65 Another time, when Acron the doctor asked the Assembly for a site on which to build a monument to his father, who had been an eminent doctor, Empedocles came forward and prevented it in a speech in which he addressed the subject of equality and in particular posed this question: “What inscription shall we put on it? Should it be this?
Acron, the eminent doctor of Agrigentum, son of Acros,
Lies beneath the eminent crag of his most eminent native city.”
Others say the second line was:
Lies in an eminent tomb on a most eminent peak.97
Some attribute the verses to Simonides.98
66 At a later time Empedocles dissolved the assembly of the Thousand three years after it had been established, which suggests not only that he was wealthy but that he had embraced the cause of democracy.99 Timaeus, at any rate, in his first and second books (for he mentions Empedocles frequently), says he seems to have held opposite views
Greetings! To you I am a deathless god, no longer mortal,
and so on. When he traveled to Olympia he was deemed worthy of extravagant regard, to the point where, in conversations, no one was mentioned more than Empedocles.
67 Later, however, when he sought to settle in Agrigentum,100 the descendants of his enemies opposed his return home; and this is why he retired to the Peloponnese, where he died. Nor did he escape Timon, who attacks him in these words:
and Empedocles, a bawler of vulgar verse;
He drew distinctions as subtly as he could;
The principles he set forth require other principles to explain them.
68 Of his death, different accounts are given. Heraclides, after relating the story of the woman who had stopped breathing, and saying that Empedocles won renown because he had sent off the dead w
oman alive, reports that he was offering a sacrifice near the field of Peisianax. Some of his friends had been invited, including Pausanias. After the feast, the others dispersed to rest, some under the trees in the next field, others wherever they liked, while Empedocles himself remained where he had reclined for the feast. At daybreak they got up, and he alone was missing. A search was made, and his servants, when questioned, said they did not know where he was. At that point someone said that during the night he had heard a booming voice calling Empedocles. Getting up, he had seen a heavenly light and a gleam of torches, but nothing else. The company was astounded by what had happened, and Pausanias went down and sent people to search for him. But later he hindered them from taking further trouble, saying that what had happened was worthy of a prayer, and that they should sacrifice to Empedocles as if he had become a god.

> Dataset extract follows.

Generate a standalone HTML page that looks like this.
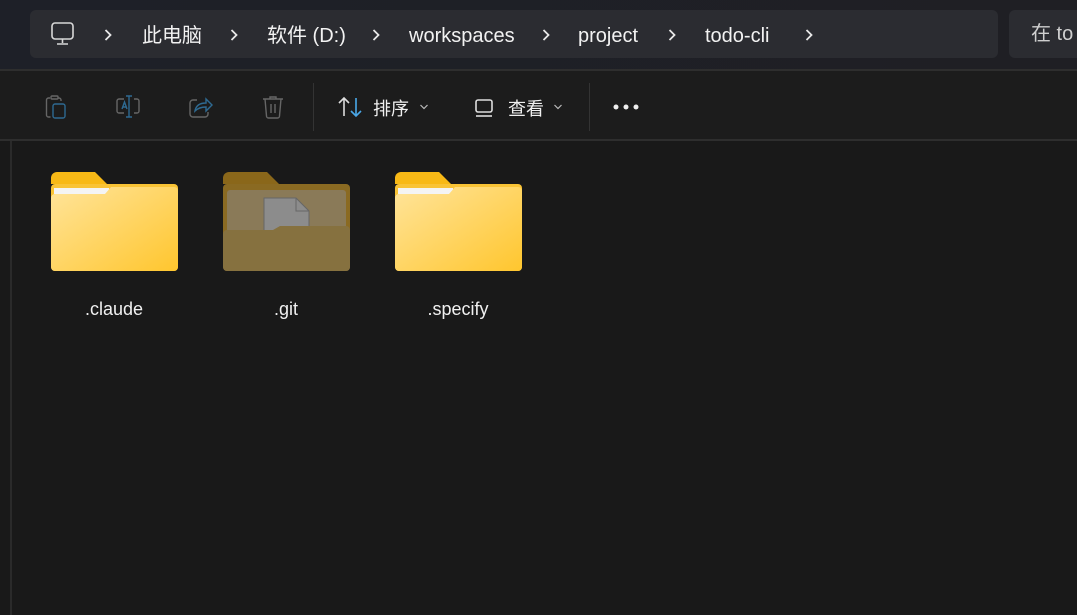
<!DOCTYPE html>
<html><head><meta charset="utf-8"><style>
*{margin:0;padding:0;box-sizing:border-box}
body{width:1077px;height:615px;overflow:hidden;background:#191919;font-family:"Liberation Sans","Noto Sans CJK SC",sans-serif;color:#fff;position:relative}
.top{position:absolute;left:0;top:0;width:1077px;height:69px;background:linear-gradient(90deg,#1e2028,#1f1f24)}
.crumb{position:absolute;left:30px;top:10px;width:968px;height:48px;background:#2b2c31;border-radius:6px}
.search{position:absolute;left:1009px;top:10px;width:100px;height:48px;background:#2b2c31;border-radius:6px;font-size:20px;line-height:48px;padding-left:22px;color:#cfcfcf}
.t{position:absolute;top:24px;height:24px;line-height:24px;font-size:20px;color:#f2f2f2;white-space:nowrap}
.ch{position:absolute;top:28px}
.ln1{position:absolute;left:0;top:69px;width:1077px;height:2px;background:#2e2e2e}
.tb{position:absolute;left:0;top:71px;width:1077px;height:69px;background:#1c1c1c}
.ln2{position:absolute;left:0;top:139px;width:1077px;height:2px;background:#2e2e2e}
.vl{position:absolute;left:10px;top:141px;width:2px;height:474px;background:#2a2a2a}
.sep{position:absolute;top:83px;width:1px;height:48px;background:#333}
.lab{position:absolute;top:298px;height:22px;line-height:22px;font-size:18px;color:#f0f0f0;text-align:center;width:126px}
.tx{position:absolute;top:98px;height:22px;line-height:22px;font-size:18px;color:#f0f0f0}
.dn{position:absolute;top:104px}
</style></head><body>
<div class="top"></div>
<div class="crumb"></div>
<div class="search">在 to</div>
<svg style="position:absolute;left:50px;top:21px" width="26" height="26" viewBox="0 0 26 26" fill="none" stroke="#d8d8d8" stroke-width="1.6"><rect x="2" y="2" width="21" height="16" rx="3"/><path d="M12.5 18v4M7 23h11"/></svg>
<svg class="ch" style="left:103px" width="10" height="14" viewBox="0 0 10 14" fill="none" stroke="#e8e8e8" stroke-width="1.8"><path d="M2.5 2l5 5-5 5"/></svg>
<div class="t" style="left:142px">此电脑</div>
<svg class="ch" style="left:229px" width="10" height="14" viewBox="0 0 10 14" fill="none" stroke="#e8e8e8" stroke-width="1.8"><path d="M2.5 2l5 5-5 5"/></svg>
<div class="t" style="left:267px">软件 (D:)</div>
<svg class="ch" style="left:371px" width="10" height="14" viewBox="0 0 10 14" fill="none" stroke="#e8e8e8" stroke-width="1.8"><path d="M2.5 2l5 5-5 5"/></svg>
<div class="t" style="left:409px">workspaces</div>
<svg class="ch" style="left:541px" width="10" height="14" viewBox="0 0 10 14" fill="none" stroke="#e8e8e8" stroke-width="1.8"><path d="M2.5 2l5 5-5 5"/></svg>
<div class="t" style="left:578px">project</div>
<svg class="ch" style="left:667px" width="10" height="14" viewBox="0 0 10 14" fill="none" stroke="#e8e8e8" stroke-width="1.8"><path d="M2.5 2l5 5-5 5"/></svg>
<div class="t" style="left:705px">todo-cli</div>
<svg class="ch" style="left:804px" width="10" height="14" viewBox="0 0 10 14" fill="none" stroke="#e8e8e8" stroke-width="1.8"><path d="M2.5 2l5 5-5 5"/></svg>
<div class="ln1"></div>
<div class="tb"></div>
<div class="ln2"></div>
<div class="vl"></div>
<svg style="position:absolute;left:44px;top:94px" width="26" height="26" viewBox="0 0 26 26" fill="none" stroke-width="1.4"><path d="M6 4h-1.5a2 2 0 0 0-2 2v15a2 2 0 0 0 2 2h2" stroke="#666"/><rect x="7" y="2" width="7" height="3" rx="1" stroke="#666"/><path d="M14 4h1a2 2 0 0 1 2 2v1" stroke="#666"/><rect x="9" y="10" width="12" height="14" rx="2" stroke="#2e6a92"/></svg>
<svg style="position:absolute;left:114px;top:94px" width="30" height="26" viewBox="0 0 30 26" fill="none" stroke-width="1.4"><path d="M10 5H5a2 2 0 0 0-2 2v10a2 2 0 0 0 2 2h5M20 5h3a2 2 0 0 1 2 2v10a2 2 0 0 1-2 2h-3" stroke="#666"/><path d="M15 2v21M12 2h6M12 23h6M8 15l2.5-7 2.5 7M9 13h3" stroke="#2e6a92"/></svg>
<svg style="position:absolute;left:187px;top:94px" width="28" height="26" viewBox="0 0 28 26" fill="none" stroke-width="1.4"><path d="M10 6H6a3 3 0 0 0-3 3v11a3 3 0 0 0 3 3h12a3 3 0 0 0 3-3v-2" stroke="#666"/><path d="M8 17c1-6 5-8 11-8V5l6 6-6 6v-4c-5 0-8 1-11 4z" stroke="#2e6a92"/></svg>
<svg style="position:absolute;left:260px;top:94px" width="26" height="26" viewBox="0 0 26 26" fill="none" stroke="#666" stroke-width="1.4"><path d="M3 5h20M10 5V3h6v2M5 5l1.5 17a2 2 0 0 0 2 2h9a2 2 0 0 0 2-2L21 5M11 10v9M15 10v9"/></svg>
<div class="sep" style="left:313px"></div>
<svg style="position:absolute;left:338px;top:96px" width="26" height="22" viewBox="0 0 26 22" fill="none" stroke-width="1.6"><path d="M6 20V2M1 7l5-5 5 5" stroke="#ddd"/><path d="M18 2v18M13 15l5 5 5-5" stroke="#4aa8e8"/></svg>
<div class="tx" style="left:373px">排序</div>
<svg class="dn" style="left:419px" width="10" height="6" viewBox="0 0 10 6" fill="none" stroke="#bbb" stroke-width="1.2"><path d="M1.5 1l3.5 3.5 3.5-3.5"/></svg>
<svg style="position:absolute;left:474px;top:98px" width="22" height="20" viewBox="0 0 22 20" fill="none" stroke="#ddd" stroke-width="1.6"><rect x="2" y="2" width="16" height="12" rx="2"/><path d="M2 18h16"/></svg>
<div class="tx" style="left:508px">查看</div>
<svg class="dn" style="left:553px" width="10" height="6" viewBox="0 0 10 6" fill="none" stroke="#bbb" stroke-width="1.2"><path d="M1.5 1l3.5 3.5 3.5-3.5"/></svg>
<div class="sep" style="left:589px"></div>
<svg style="position:absolute;left:612px;top:103px" width="28" height="8"><circle cx="4" cy="4" r="2.5" fill="#eee"/><circle cx="14" cy="4" r="2.5" fill="#eee"/><circle cx="24" cy="4" r="2.5" fill="#eee"/></svg>

<svg style="position:absolute;left:51px;top:172px" width="127" height="100" viewBox="0 0 127 100">
<defs><linearGradient id="g" x1="0" y1="0" x2="1" y2="1"><stop offset="0" stop-color="#ffe49a"/><stop offset="1" stop-color="#ffc62e"/></linearGradient></defs>
<path d="M0 6a6 6 0 0 1 6-6h38l12 12h-56z" fill="#f8b916"/><rect x="0" y="12" width="127" height="87" rx="4" fill="#f9c335"/>
<path d="M3 16h55v6H3z" fill="#f4f4f4"/><path d="M0 26a4 4 0 0 1 4-4h50l6-7h63a4 4 0 0 1 4 4v76a4 4 0 0 1-4 4H4a4 4 0 0 1-4-4z" fill="url(#g)"/></svg>
<svg style="position:absolute;left:223px;top:172px" width="127" height="100" viewBox="0 0 127 100">
<path d="M0 6a6 6 0 0 1 6-6h38l12 12h-56z" fill="#8a671a"/><rect x="0" y="12" width="127" height="87" rx="4" fill="#8a6a22"/>
<rect x="4" y="18" width="119" height="60" rx="3" fill="#8a7a58"/>
<path d="M41 26h32l13 13v40H41z" fill="#8c8c8c" stroke="#666"/><path d="M73 26v13h13" fill="none" stroke="#666"/>
<path d="M0 62a4 4 0 0 1 4-4h46l7-4h66a4 4 0 0 1 4 4v37a4 4 0 0 1-4 4H4a4 4 0 0 1-4-4z" fill="#86713f"/></svg>
<svg style="position:absolute;left:395px;top:172px" width="127" height="100" viewBox="0 0 127 100">
<path d="M0 6a6 6 0 0 1 6-6h38l12 12h-56z" fill="#f8b916"/><rect x="0" y="12" width="127" height="87" rx="4" fill="#f9c335"/>
<path d="M3 16h55v6H3z" fill="#f4f4f4"/><path d="M0 26a4 4 0 0 1 4-4h50l6-7h63a4 4 0 0 1 4 4v76a4 4 0 0 1-4 4H4a4 4 0 0 1-4-4z" fill="url(#g)"/></svg>
<div class="lab" style="left:51px">.claude</div>
<div class="lab" style="left:223px">.git</div>
<div class="lab" style="left:395px">.specify</div>
</body></html>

69 Hermippus, on the other hand, says that Empedocles had cured Panthea, an Agrigentine woman whom the doctors had despaired of saving, and that this was why he was conducting the sacrifice, to which nearly eighty persons had been invited. Hippobotus says that when Empedocles got up he made his way to Etna,101 and when he got there he leaped into the fiery craters and disappeared; for he wished to strengthen the rumor that he had become a god. But later the truth came out when one of his boots was disgorged by the volcano. For it was his habit to wear boots made of bronze. Pausanias, however, disputes this account.